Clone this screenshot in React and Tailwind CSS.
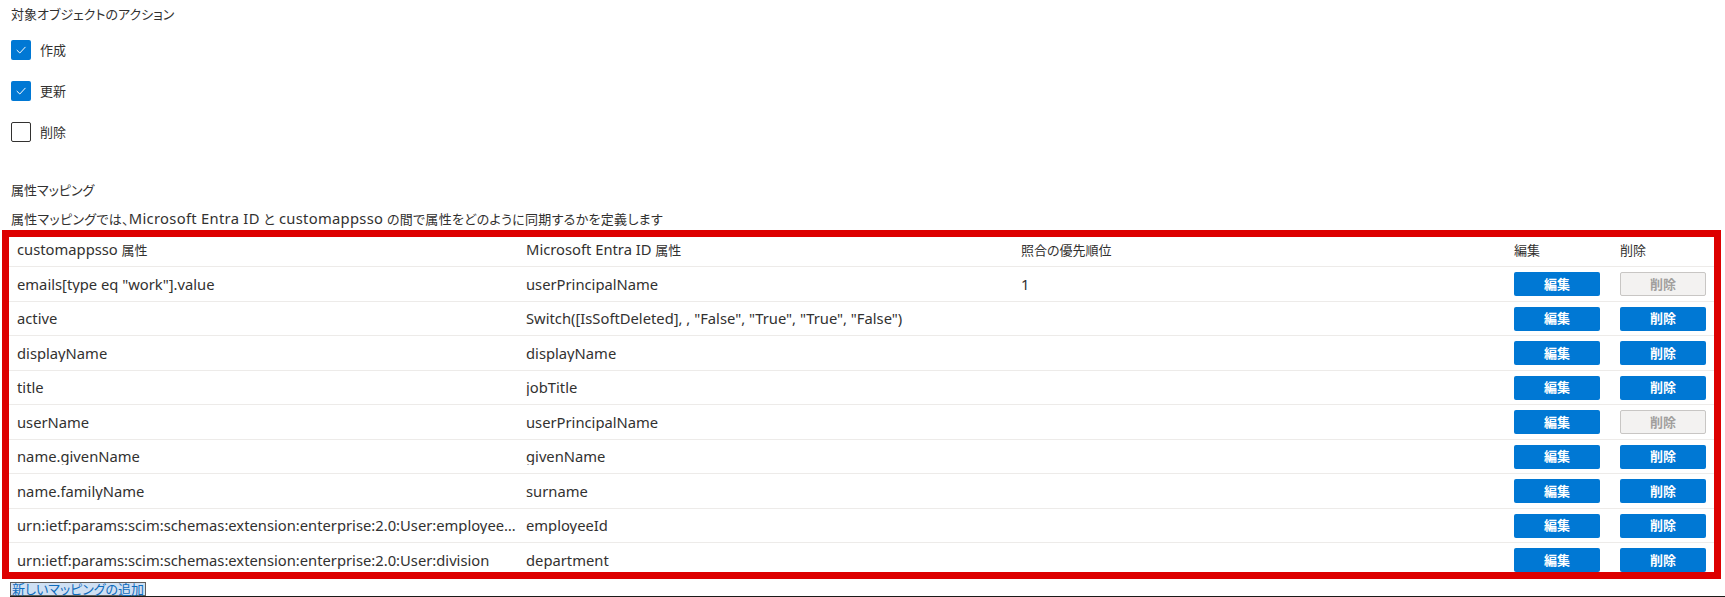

==

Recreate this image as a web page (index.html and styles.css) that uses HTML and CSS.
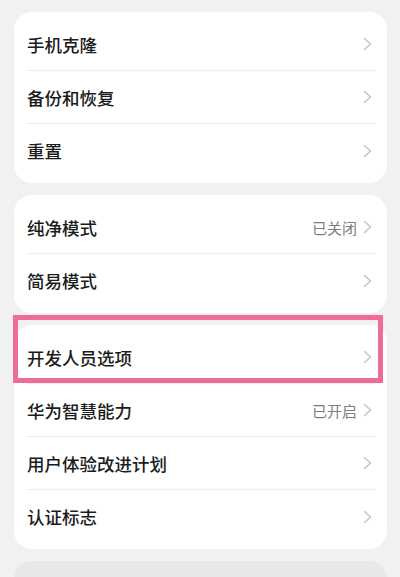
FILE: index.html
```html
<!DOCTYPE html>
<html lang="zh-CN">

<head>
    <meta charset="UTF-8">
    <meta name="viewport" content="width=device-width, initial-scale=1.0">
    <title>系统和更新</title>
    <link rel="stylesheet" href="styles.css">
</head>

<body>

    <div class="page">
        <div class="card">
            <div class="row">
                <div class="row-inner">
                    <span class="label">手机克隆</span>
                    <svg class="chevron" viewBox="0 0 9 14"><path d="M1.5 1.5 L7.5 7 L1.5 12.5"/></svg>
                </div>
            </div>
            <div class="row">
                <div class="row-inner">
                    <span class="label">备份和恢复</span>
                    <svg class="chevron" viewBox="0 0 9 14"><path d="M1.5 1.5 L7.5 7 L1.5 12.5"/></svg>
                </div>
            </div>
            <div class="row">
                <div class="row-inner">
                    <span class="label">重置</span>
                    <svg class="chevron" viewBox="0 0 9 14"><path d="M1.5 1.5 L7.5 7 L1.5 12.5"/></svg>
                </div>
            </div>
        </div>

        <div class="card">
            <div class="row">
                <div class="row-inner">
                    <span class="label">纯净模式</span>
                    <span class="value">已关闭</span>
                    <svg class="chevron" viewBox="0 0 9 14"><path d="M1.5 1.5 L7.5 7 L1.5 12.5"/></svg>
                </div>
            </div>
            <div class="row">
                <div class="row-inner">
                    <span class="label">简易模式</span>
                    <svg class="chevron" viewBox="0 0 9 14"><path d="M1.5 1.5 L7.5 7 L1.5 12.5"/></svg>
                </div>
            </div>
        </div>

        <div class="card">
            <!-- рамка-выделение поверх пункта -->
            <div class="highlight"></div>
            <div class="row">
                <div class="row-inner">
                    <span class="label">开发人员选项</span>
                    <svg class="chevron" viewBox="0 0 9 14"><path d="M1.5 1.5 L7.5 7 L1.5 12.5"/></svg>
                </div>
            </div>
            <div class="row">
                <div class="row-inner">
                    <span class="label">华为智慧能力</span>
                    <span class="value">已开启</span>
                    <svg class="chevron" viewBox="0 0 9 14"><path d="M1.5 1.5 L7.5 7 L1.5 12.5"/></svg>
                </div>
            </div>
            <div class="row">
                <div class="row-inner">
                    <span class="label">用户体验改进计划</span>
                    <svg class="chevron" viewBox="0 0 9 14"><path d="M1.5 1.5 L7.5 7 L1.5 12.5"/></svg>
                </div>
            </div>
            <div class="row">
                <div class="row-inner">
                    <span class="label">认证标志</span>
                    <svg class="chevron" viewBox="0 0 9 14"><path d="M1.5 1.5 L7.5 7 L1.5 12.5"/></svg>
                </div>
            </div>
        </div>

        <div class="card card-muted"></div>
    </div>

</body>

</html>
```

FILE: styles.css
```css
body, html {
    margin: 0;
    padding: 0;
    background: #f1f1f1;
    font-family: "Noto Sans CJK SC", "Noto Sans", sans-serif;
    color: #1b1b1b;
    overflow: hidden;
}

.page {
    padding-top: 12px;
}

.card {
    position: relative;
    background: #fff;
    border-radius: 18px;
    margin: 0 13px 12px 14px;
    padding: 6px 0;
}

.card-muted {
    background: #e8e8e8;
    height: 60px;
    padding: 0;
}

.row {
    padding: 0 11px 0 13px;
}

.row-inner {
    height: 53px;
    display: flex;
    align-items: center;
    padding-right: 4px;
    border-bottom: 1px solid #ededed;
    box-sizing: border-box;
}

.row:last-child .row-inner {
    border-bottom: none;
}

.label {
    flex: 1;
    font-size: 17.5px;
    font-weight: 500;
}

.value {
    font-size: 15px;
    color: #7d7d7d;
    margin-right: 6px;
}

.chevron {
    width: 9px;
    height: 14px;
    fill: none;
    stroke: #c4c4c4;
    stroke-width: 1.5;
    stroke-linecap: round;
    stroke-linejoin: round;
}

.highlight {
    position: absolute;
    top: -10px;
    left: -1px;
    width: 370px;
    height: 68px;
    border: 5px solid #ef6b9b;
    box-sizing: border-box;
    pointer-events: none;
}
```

■ **SET PROBLEM**: Scan the material and collect every line that contains "styles".

■ **OUTPUT**:
Recreate this image as a web page (index.html and styles.css) that uses HTML and CSS.
    <link rel="stylesheet" href="styles.css">
FILE: styles.css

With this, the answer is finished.